You may end up getting a dog. Even if it loves your husband best, you may witness that dog’s ability to make him a better man (as dogs are wont to do), and bring out the best in him. Or the dog may love you best, and you may learn a whole new chapter of the meaning of companionship.

Give books 30 pages to pull you in, even if you’re a voracious reader. Life is short and there are unanticipated struggles; there’s no need to struggle through a book.

Get fit. You realize this is the body that’s going to take you the distance. Honor it with real care. You might find out you really like lacing up your running shoes and getting out for a few miles at sun-up.

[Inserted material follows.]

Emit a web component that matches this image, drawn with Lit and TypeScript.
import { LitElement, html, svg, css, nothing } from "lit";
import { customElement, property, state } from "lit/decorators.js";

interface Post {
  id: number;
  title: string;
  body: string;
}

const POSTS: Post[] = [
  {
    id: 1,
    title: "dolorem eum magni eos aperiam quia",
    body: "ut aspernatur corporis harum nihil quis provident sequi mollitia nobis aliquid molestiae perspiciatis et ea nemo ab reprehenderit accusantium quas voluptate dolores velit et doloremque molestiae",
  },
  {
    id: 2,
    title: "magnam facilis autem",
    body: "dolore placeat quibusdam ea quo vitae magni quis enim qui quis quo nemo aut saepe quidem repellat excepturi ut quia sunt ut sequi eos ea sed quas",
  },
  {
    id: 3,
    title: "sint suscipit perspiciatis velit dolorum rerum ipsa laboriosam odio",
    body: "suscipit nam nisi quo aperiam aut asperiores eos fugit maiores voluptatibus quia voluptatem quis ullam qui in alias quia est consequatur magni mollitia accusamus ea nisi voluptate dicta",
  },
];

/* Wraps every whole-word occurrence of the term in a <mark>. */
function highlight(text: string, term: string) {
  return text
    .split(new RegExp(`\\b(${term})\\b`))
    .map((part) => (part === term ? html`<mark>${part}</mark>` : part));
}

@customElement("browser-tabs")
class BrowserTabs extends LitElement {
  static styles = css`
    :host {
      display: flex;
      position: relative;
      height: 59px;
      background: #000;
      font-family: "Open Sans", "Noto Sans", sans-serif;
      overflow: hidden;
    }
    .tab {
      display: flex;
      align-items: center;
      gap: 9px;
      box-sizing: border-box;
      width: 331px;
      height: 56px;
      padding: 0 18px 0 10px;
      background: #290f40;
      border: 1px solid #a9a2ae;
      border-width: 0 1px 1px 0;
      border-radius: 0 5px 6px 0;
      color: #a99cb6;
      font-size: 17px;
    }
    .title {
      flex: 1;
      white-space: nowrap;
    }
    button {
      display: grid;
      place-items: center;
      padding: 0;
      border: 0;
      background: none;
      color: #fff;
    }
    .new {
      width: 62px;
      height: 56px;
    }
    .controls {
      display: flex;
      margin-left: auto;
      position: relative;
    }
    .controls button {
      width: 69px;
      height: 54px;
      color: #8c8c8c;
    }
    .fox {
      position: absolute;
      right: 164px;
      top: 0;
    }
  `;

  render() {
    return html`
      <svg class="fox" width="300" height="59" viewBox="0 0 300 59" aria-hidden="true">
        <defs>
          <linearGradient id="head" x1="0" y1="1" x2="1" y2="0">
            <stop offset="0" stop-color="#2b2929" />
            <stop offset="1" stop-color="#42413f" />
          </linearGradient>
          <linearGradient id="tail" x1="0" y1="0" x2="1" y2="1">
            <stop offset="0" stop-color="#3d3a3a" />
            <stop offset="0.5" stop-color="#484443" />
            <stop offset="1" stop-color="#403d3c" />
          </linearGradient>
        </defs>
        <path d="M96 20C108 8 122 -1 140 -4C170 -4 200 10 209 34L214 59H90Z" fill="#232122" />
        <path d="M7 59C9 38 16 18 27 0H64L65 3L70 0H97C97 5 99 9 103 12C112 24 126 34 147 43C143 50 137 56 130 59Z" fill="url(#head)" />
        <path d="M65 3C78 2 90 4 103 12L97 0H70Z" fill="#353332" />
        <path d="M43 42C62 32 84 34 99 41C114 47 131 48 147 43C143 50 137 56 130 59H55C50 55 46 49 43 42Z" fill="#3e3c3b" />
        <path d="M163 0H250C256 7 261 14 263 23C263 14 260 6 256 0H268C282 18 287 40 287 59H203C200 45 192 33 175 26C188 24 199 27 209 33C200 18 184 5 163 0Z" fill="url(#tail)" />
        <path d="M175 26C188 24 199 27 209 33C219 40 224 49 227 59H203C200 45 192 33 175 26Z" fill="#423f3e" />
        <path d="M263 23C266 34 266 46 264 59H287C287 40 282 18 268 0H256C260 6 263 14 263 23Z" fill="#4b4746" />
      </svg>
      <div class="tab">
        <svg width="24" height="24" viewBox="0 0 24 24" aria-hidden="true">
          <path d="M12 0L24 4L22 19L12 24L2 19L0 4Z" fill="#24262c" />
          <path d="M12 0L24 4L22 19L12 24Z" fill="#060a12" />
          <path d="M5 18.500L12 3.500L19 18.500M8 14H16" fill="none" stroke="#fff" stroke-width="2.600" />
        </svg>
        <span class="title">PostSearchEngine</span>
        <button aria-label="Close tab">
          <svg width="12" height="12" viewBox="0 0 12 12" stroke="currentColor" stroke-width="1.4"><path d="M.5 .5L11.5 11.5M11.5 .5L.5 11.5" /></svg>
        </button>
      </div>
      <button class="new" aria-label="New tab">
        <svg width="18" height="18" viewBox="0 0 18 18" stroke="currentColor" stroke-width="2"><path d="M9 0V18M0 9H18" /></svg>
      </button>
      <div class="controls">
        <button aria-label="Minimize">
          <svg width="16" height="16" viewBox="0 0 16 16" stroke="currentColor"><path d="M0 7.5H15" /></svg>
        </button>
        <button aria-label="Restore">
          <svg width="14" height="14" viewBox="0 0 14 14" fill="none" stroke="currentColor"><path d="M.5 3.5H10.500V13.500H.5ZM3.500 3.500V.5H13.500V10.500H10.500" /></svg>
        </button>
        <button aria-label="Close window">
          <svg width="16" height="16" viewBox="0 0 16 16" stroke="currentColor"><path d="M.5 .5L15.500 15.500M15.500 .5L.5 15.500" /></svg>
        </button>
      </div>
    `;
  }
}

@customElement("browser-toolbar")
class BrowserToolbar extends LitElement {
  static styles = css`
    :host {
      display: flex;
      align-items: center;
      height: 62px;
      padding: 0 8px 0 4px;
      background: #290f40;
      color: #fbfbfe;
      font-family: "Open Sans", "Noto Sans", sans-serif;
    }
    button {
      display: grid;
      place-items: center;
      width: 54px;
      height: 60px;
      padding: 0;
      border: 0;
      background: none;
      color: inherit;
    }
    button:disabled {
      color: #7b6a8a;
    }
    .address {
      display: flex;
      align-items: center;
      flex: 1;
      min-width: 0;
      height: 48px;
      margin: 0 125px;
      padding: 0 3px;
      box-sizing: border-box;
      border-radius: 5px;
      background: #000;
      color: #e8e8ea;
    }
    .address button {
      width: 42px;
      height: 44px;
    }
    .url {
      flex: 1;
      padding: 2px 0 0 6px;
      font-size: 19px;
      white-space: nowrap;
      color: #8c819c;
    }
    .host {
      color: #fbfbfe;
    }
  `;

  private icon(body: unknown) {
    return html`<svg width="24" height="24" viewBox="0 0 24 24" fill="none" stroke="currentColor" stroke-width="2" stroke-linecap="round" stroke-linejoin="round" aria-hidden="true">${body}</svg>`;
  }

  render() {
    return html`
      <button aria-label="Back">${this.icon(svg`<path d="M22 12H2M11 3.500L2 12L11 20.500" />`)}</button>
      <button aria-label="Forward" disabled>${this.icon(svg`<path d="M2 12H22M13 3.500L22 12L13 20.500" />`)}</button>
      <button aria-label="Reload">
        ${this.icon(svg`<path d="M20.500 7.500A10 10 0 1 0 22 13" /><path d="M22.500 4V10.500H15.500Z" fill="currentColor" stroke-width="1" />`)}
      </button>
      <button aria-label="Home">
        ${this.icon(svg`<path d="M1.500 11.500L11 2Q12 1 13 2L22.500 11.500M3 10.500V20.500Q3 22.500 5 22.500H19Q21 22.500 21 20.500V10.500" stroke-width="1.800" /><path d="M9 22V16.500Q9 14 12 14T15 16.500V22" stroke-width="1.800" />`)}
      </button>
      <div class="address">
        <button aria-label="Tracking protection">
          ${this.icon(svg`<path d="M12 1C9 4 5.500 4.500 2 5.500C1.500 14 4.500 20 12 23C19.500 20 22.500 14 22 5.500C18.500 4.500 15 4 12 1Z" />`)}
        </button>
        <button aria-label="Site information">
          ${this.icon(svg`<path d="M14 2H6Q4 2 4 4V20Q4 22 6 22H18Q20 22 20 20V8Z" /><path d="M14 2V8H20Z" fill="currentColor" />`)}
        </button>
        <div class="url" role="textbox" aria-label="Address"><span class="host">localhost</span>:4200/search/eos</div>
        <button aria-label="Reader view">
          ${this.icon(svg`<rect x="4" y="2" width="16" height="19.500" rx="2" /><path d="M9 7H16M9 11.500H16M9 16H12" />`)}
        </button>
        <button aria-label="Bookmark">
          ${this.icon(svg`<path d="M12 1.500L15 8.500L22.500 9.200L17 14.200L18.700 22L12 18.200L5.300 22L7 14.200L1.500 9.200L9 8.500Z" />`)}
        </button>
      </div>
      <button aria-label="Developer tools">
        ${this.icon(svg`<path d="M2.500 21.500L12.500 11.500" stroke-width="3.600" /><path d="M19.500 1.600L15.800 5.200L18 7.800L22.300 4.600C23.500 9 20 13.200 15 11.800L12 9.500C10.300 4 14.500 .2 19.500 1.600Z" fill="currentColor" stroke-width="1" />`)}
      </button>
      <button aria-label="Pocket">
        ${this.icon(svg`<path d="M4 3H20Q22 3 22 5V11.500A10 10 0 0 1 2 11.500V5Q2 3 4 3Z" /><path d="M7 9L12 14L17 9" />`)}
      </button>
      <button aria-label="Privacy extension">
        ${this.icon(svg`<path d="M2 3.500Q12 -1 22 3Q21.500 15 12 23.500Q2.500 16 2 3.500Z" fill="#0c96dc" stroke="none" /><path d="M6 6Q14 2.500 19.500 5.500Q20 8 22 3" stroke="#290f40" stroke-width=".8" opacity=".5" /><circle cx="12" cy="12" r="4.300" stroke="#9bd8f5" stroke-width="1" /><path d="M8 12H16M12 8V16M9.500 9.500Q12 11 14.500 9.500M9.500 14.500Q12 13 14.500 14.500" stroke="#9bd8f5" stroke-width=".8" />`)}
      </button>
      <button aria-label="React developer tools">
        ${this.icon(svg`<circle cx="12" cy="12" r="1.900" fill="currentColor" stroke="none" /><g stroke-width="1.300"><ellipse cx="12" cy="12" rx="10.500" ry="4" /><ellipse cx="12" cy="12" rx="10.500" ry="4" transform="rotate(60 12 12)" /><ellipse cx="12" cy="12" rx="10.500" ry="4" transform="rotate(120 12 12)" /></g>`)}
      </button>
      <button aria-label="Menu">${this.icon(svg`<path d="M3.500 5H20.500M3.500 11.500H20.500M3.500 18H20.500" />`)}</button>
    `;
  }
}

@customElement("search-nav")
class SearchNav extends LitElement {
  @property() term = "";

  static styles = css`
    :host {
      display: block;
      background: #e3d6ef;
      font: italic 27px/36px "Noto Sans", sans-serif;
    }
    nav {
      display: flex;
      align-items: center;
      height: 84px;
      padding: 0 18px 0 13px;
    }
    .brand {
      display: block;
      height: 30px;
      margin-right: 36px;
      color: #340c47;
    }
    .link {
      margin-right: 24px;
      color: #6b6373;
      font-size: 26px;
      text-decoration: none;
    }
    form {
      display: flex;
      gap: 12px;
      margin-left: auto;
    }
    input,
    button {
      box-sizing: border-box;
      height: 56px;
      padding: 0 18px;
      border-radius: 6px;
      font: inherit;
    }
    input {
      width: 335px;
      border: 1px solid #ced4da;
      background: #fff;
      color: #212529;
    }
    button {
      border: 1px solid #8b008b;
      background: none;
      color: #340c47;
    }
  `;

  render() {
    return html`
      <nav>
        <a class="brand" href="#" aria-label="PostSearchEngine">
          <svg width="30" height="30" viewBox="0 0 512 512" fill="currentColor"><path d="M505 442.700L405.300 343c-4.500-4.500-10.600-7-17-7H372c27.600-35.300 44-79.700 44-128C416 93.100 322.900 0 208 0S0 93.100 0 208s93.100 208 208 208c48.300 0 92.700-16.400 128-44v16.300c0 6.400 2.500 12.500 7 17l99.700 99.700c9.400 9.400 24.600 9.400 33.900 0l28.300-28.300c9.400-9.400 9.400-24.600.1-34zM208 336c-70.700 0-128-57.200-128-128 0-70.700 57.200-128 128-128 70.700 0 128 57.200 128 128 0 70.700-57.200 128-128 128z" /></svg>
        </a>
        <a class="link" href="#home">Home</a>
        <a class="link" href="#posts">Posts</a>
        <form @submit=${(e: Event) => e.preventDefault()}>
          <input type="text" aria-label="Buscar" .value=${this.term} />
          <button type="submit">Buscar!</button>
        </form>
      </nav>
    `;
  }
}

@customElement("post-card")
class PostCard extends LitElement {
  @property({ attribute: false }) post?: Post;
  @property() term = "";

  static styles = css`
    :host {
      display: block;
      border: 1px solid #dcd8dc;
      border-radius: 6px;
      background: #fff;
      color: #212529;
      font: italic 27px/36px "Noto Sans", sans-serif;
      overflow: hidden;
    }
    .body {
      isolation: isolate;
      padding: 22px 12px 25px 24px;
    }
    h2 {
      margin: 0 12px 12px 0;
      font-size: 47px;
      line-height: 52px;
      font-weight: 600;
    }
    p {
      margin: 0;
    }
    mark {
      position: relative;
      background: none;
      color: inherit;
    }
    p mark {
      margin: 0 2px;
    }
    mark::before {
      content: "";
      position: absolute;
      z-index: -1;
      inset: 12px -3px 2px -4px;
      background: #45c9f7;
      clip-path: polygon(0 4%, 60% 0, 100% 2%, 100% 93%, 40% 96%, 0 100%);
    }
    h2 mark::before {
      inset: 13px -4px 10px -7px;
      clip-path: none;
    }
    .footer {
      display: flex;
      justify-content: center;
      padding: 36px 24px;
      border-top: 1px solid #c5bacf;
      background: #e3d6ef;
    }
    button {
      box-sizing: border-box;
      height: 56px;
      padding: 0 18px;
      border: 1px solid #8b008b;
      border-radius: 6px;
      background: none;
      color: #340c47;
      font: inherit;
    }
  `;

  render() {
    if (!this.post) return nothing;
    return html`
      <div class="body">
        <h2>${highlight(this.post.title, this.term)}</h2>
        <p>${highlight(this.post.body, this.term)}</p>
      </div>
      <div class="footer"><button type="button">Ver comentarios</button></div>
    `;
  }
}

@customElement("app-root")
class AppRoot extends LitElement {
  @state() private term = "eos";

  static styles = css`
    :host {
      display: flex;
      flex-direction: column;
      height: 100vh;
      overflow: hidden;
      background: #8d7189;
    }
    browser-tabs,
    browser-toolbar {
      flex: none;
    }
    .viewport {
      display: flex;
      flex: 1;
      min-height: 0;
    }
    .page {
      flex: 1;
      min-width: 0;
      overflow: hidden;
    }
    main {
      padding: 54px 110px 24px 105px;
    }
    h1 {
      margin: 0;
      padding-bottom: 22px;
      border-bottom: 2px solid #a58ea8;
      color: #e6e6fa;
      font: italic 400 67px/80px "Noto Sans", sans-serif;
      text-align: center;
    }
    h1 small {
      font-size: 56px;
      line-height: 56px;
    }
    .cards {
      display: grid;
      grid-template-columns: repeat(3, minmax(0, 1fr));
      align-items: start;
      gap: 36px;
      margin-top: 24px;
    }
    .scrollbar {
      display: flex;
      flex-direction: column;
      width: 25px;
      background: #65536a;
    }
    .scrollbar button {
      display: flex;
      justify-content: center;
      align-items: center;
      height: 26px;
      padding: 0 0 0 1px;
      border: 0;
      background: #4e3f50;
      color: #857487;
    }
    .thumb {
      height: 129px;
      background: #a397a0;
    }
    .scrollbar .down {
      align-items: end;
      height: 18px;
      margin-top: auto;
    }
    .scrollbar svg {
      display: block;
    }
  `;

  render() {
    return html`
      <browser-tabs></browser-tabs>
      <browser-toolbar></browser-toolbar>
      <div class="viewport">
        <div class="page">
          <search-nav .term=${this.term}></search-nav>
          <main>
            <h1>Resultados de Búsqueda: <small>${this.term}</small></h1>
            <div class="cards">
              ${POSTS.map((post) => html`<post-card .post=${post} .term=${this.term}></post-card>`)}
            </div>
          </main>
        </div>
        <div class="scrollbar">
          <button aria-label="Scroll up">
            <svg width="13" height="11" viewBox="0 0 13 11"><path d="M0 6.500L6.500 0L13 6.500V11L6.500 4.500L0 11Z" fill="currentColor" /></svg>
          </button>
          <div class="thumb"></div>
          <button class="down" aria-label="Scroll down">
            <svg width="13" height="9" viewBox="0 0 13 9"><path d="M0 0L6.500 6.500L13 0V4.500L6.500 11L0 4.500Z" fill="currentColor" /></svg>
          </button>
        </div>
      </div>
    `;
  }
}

Figure out you don’t need ‘things’ as gifts. The best gifts are time together, a sweet note, lying in bed watching ‘CBS Sunday Morning’, sharing coffee, or a gift-card for a session with a personal trainer, or a voucher for airfare to go see your sister. Get rid of the things you don’t need.

Talk to the ones a generation ahead of you. Get those family stories written down; archive your story or have your talented sister self-publish the narrative that is your history. Have your mom teach you how to make those popovers; but if she’s gone too soon, and you still don’t know how to do it because you never asked, let that be your only regret. Those were some damn good popovers she made.

Donate the jeans that are too small. Buy the comfortable boots. Bring flip-flops to wedding receptions so you don’t have dance in killer heels. Eat pancakes for dinner. Cultivate friendships with your girlfriends; you know you’d be lost without them – tell them so. Sing along to “Brave” or “Countdown” even when your daughter’s friends are over.

Tell people you love them, even if you’ve never said it before, or you haven’t said it in a while, or maybe you just haven’t said it yet today. Hug the ones you love, leave nothing unsaid, and enjoy every sandwich. I’m no longer in my 40s, but I’ve learned a lot, and plan to learn a lot more.